The biggest obstacle now is the lack of qualified medical personnel to treat patients; that is the consensus in the medical community
It means 3,000+ deaths per day will soon become commonplace. That’s as if one 9/11 tragedy is happening each and every day.
The Big News
Why Congress Needs to Pass More Stimulus
Congress needs to pass more economic relief legislation ASAP. Here’s why: Moody’s Analytics forecasts that without more aid, the economy will fall into a new recession early next year. It expects the unemployment rate to approach 10%. Federal Reserve Chairman Jerome Powell says that the history of economic crises suggests Congress usually passes too little stimulus, not too much.
Do We Need a Science Readiness Team?
In times of crisis, like the pandemic, the public and private sectors often join to solve problems. Think “Operation Warp Speed.” However, these emergency efforts don’t prepare our country for the next disaster (another pandemic?). So, IBM is asking the incoming Biden administration and Congress to create a new public institution devoted to scientific preparedness. This makes sense because the pandemic will not be the last emergency.
CDC Shortens Covid Quarantine Period
The CDC has changed its official guidelines on Covid. People who come into contact with someone who has been infected with coronavirus will no longer have to remain in quarantine for 14 days. They could return to normal life as soon as 10 days if they have no symptoms. And as soon as seven days if they have no symptoms and test negative for the disease. The CDC calculated the risk of someone infecting another person even after completing a 10-day quarantine period at 1%. And the risk of doing so after seven days at 5%.
Covid Measures Help Against Pneumonia
New research shows pneumonia each year leaves 42 million children under the age of five in poorer countries fighting for breath. Measures put in place to combat Covid-19, such as mask-wearing and improved hygiene should help. Pneumonia is still the biggest infectious killer of children globally.
The Pandemic and Cities
If you were out on city streets after March, you may have noticed a big change. Cars have been replaced by scooters, bikes and foot traffic. And even Gita, a two-wheeled, cargo-carrying robotic vehicle developed by Piaggio made appearances. This may have been an early indicator of the ways that automation might radically change how people move around in cities. That’s one good thing that may have come from the pandemic.
The Coronavirus Numbers
Here are the numbers from Thursday at 8 a.m. ET from Johns Hopkins University:
- 64,615,624 Infected Worldwide
- 1,495,311 Deaths
- 13,925,354 Infected in the U.S.
- 273,847 Deaths in the U.S.
The good news is the Wall Street forecast. According to Wall Street analysts, we will see the biggest rally in corporate earnings since 2003. Optimism over corporate earnings is sky-high.
Now for the bad news. Unfortunately, these analysts are almost always wrong in the Wall Street forecast.
Since the onset of the financial crisis in 2008, according to JPMorgan, start-of-year earnings estimates have overshot reality 11 times for the U.S.
The consensus Wall Street forecast is predicting 22% growth in earnings per share in the U.S. next year.
And the double-digit recovery in earnings will extend into 2022 as laggards such as the financial and travel industries catch up.

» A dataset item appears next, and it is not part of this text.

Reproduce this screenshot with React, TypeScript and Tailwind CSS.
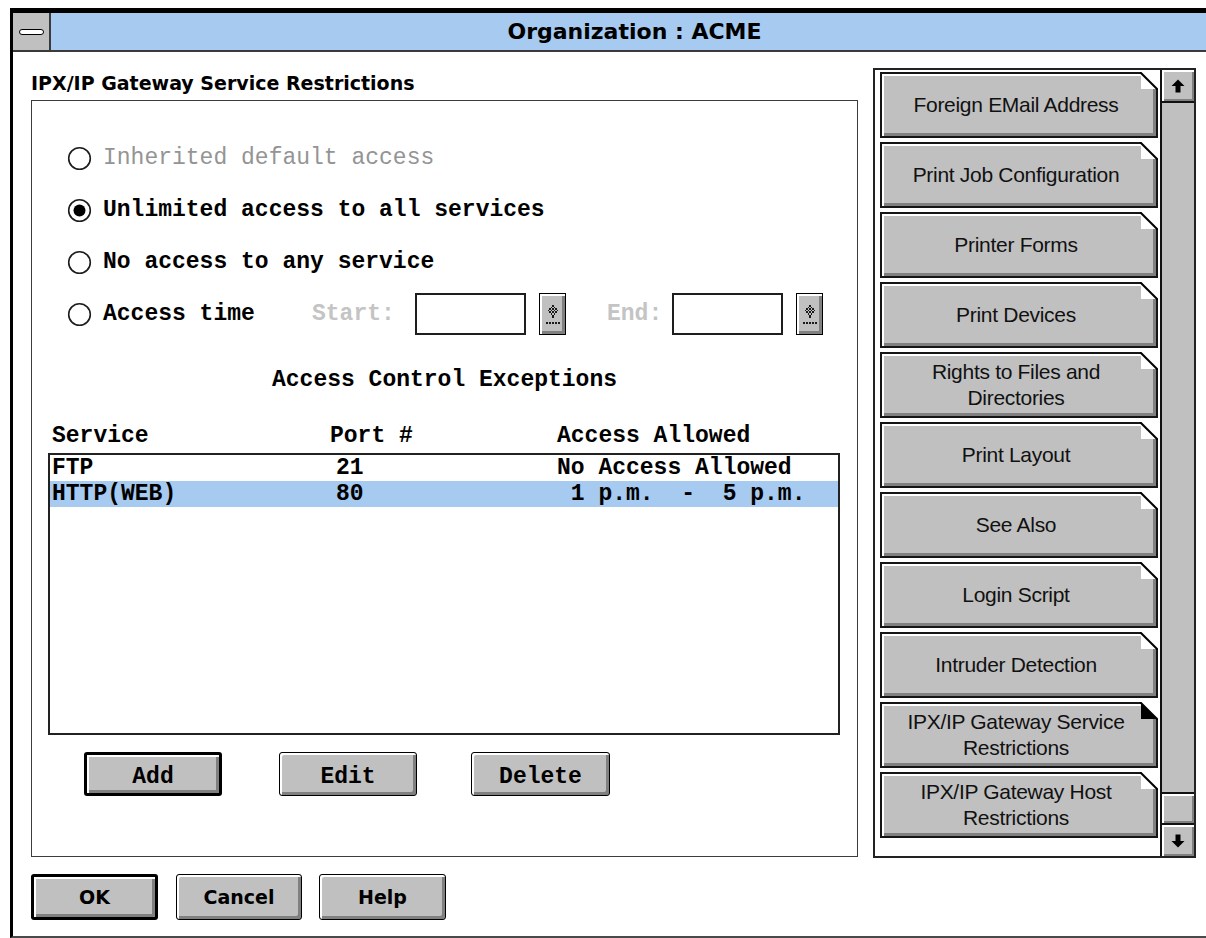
import React from 'react';

type Tab = { label: string[]; selected?: boolean };

const tabs: Tab[] = [
  { label: ['Foreign EMail Address'] },
  { label: ['Print Job Configuration'] },
  { label: ['Printer Forms'] },
  { label: ['Print Devices'] },
  { label: ['Rights to Files and', 'Directories'] },
  { label: ['Print Layout'] },
  { label: ['See Also'] },
  { label: ['Login Script'] },
  { label: ['Intruder Detection'] },
  { label: ['IPX/IP Gateway Service', 'Restrictions'], selected: true },
  { label: ['IPX/IP Gateway Host', 'Restrictions'] },
];

const exceptions = [
  { service: 'FTP', port: '21', access: 'No Access Allowed', active: false },
  { service: 'HTTP(WEB)', port: '80', access: ' 1 p.m.  -  5 p.m.', active: true },
];

function Radio({ checked }: { checked?: boolean }) {
  return (
    <svg width="25" height="25" viewBox="0 0 25 25" className="shrink-0">
      <circle cx="12.5" cy="12.5" r="10.8" fill="#fff" stroke="#1c1c1c" strokeWidth="1.6" />
      {checked && <circle cx="12.5" cy="12.5" r="6" fill="#000" />}
    </svg>
  );
}

// dotted "pick" glyph used on the time spinners
function PickGlyph() {
  const dots: [number, number][] = [
    [4, 0], [3, 1], [5, 1], [2, 2], [4, 2], [6, 2], [1, 3], [3, 3], [5, 3], [7, 3],
    [2, 4], [4, 4], [6, 4], [3, 5], [5, 5], [4, 6], [4, 7],
    [0, 11], [2, 11], [4, 11], [6, 11], [8, 11],
  ];
  return (
    <svg width="14" height="19" viewBox="0 0 9 12" shapeRendering="crispEdges">
      {dots.map(([x, y], i) => (
        <rect key={i} x={x} y={y} width="1" height="1" fill="#1a1a1a" />
      ))}
    </svg>
  );
}

function Arrow({ down }: { down?: boolean }) {
  return (
    <svg width="14" height="14" viewBox="0 0 14 14" className={down ? 'rotate-180' : ''}>
      <polygon points="7,0.5 13.5,7 9.5,7 9.5,13.5 4.5,13.5 4.5,7 0.5,7" fill="#000" />
    </svg>
  );
}

function Button({ label, isDefault, className }: { label: string; isDefault?: boolean; className: string }) {
  return (
    <div
      className={`${isDefault ? 'border-[3px]' : 'border'} border-black rounded-[3px] bg-[#c0c0c0] shadow-[inset_2px_2px_0_#fff,inset_-3px_-3px_0_#808080] flex items-center justify-center text-black ${className}`}
    >
      {label}
    </div>
  );
}

function TabButton({ tab }: { tab: Tab }) {
  return (
    <div className="relative h-[66px] w-[278px] shrink-0 border-2 border-[#151515] bg-[#c0c0c0] shadow-[inset_2px_2px_0_#fff,inset_-3px_-3px_0_#808080] flex flex-col items-center justify-center font-['Liberation_Sans',Arial,sans-serif] text-[21px] leading-[26px] text-[#111] tracking-[-0.3px] pr-[6px]">
      {tab.label.map((line) => (
        <span key={line} className="whitespace-nowrap">
          {line}
        </span>
      ))}
      {/* folded corner */}
      <svg width="18" height="18" viewBox="0 0 18 18" className="absolute -top-[2px] -right-[2px]">
        <polygon points="0,0 18,0 18,18" fill="#fff" />
        <polygon points="1,1 17,17 1,17" fill={tab.selected ? '#000' : '#fff'} />
        <line x1="0" y1="0" x2="18" y2="18" stroke="#000" strokeWidth="2" />
      </svg>
    </div>
  );
}

function TimeBox() {
  return <div className="w-[111px] h-[42px] border-2 border-[#1e1e1e] bg-white shrink-0" />;
}

function Spinner() {
  return (
    <div className="w-[27px] h-[42px] shrink-0 border-[1.5px] border-black bg-[#c0c0c0] shadow-[inset_2px_2px_0_#fff,inset_-3px_-3px_0_#808080] flex items-center justify-center">
      <PickGlyph />
    </div>
  );
}

export default function App() {
  return (
    <div className="w-[1206px] h-[938px] bg-white overflow-hidden pt-[8px] pl-[10px]">
      <div className="h-[930px] flex flex-col border-l-[3px] border-t-[5px] border-b-2 border-l-black border-t-black border-b-[#4a4a4a]">
        {/* caption */}
        <div className="h-[39px] shrink-0 flex bg-[#a6caf0] border-b-2 border-[#3a3a3a]">
          <div className="w-[38px] bg-[#c0c0c0] border-r-2 border-[#3a3a3a] flex items-center justify-center">
            <div className="w-[25px] h-[6px] bg-white border-[1.5px] border-black rounded-full" />
          </div>
          <div className="flex-1 flex items-center justify-center pl-[12px] font-['DejaVu_Sans',Verdana,sans-serif] font-bold text-[22px] text-black">
            Organization : ACME
          </div>
        </div>

        <div className="flex flex-1">
          {/* page */}
          <div className="w-[860px] shrink-0 pl-[18px] flex flex-col">
            <div className="h-[48px] pt-[20px] font-['DejaVu_Sans',Verdana,sans-serif] font-bold text-[19px] leading-[22px] text-black whitespace-nowrap">
              IPX/IP Gateway Service Restrictions
            </div>

            <div className="w-[827px] h-[757px] border border-[#3c3c3c] flex flex-col font-['Liberation_Mono','Courier_New',monospace] font-bold text-[23px] leading-[26px] text-black">
              <div className="pt-[31px] pl-[35px] flex flex-col">
                <div className="h-[52px] flex items-center gap-[11px]">
                  <Radio />
                  <span className="text-[#949494] font-normal">Inherited default access</span>
                </div>
                <div className="h-[52px] flex items-center gap-[11px]">
                  <Radio checked />
                  <span>Unlimited access to all services</span>
                </div>
                <div className="h-[52px] flex items-center gap-[11px]">
                  <Radio />
                  <span>No access to any service</span>
                </div>
                <div className="h-[52px] flex items-center gap-[11px]">
                  <Radio />
                  <span className="w-[209px] shrink-0">Access time</span>
                  <span className="w-[92px] shrink-0 -ml-[11px] text-[#c4c4c4]">Start:</span>
                  <TimeBox />
                  <div className="ml-[2px]">
                    <Spinner />
                  </div>
                  <span className="w-[65px] shrink-0 ml-[30px] text-[#c4c4c4]">End:</span>
                  <div className="-ml-[11px]">
                    <TimeBox />
                  </div>
                  <div className="ml-[2px]">
                    <Spinner />
                  </div>
                </div>
              </div>

              <div className="h-[40px] mt-[20px] flex items-center justify-center">Access Control Exceptions</div>

              <div className="mt-[22px] h-[28px] pl-[20px] flex items-center">
                <span className="w-[278px] shrink-0">Service</span>
                <span className="w-[227px] shrink-0">Port #</span>
                <span>Access Allowed</span>
              </div>

              <div className="mt-[3px] ml-[16px] w-[792px] h-[282px] border-2 border-[#222] bg-white flex flex-col">
                {exceptions.map((row) => (
                  <div
                    key={row.service}
                    className={`h-[26px] pl-[2px] flex items-center ${row.active ? 'bg-[#a6caf0]' : ''}`}
                  >
                    <span className="w-[284px] shrink-0">{row.service}</span>
                    <span className="w-[221px] shrink-0">{row.port}</span>
                    <span className="whitespace-pre">{row.access}</span>
                  </div>
                ))}
              </div>

              <div className="mt-[17px] ml-[52px] flex gap-[57px]">
                <Button label="Add" isDefault className="w-[138px] h-[44px] pt-[5px]" />
                <Button label="Edit" className="w-[138px] h-[44px] pt-[5px]" />
                <Button label="Delete" className="w-[139px] h-[44px] pt-[5px] -ml-[3px]" />
              </div>
            </div>

            <div className="mt-[17px] flex gap-[18px] font-['DejaVu_Sans',Verdana,sans-serif] font-bold text-[19px]">
              <Button label="OK" isDefault className="w-[127px] h-[46px]" />
              <Button label="Cancel" className="w-[126px] h-[46px]" />
              <Button label="Help" className="w-[127px] h-[46px] -ml-[1px]" />
            </div>
          </div>

          {/* page selector */}
          <div className="mt-[16px] w-[323px] h-[790px] shrink-0 border-2 border-[#222] bg-white flex">
            <div className="w-[285px] pl-[5px] pt-[2px] flex flex-col gap-[4px] overflow-hidden">
              {tabs.map((t) => (
                <TabButton key={t.label.join(' ')} tab={t} />
              ))}
            </div>
            <div className="flex-1 border-l-2 border-[#111] bg-[#c0c0c0] flex flex-col">
              <div className="h-[33px] border-b-2 border-[#111] bg-[#c0c0c0] shadow-[inset_2px_2px_0_#fff,inset_-2px_-2px_0_#808080] flex items-center justify-center">
                <Arrow />
              </div>
              <div className="flex-1" />
              <div className="h-[31px] border-t-2 border-[#111] bg-[#c0c0c0] shadow-[inset_2px_2px_0_#fff,inset_-2px_-2px_0_#808080]" />
              <div className="h-[33px] border-t-2 border-[#111] bg-[#c0c0c0] shadow-[inset_2px_2px_0_#fff,inset_-2px_-2px_0_#808080] flex items-center justify-center">
                <Arrow down />
              </div>
            </div>
          </div>
        </div>
      </div>
    </div>
  );
}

So says Wall Street.
This Wall Street forecast does have one thing going for it . . .
Economic recovery hopes are underpinned by a likely global expansion in GDP next year of 5%+. That would be the best since the 1970s. The recovery will be boosted by central banks too fearful to withdraw support for their economies.
However, the ongoing pandemic still keeps me cautious. I think I’ll stick to sectors I like – tech, healthcare and “green” investments.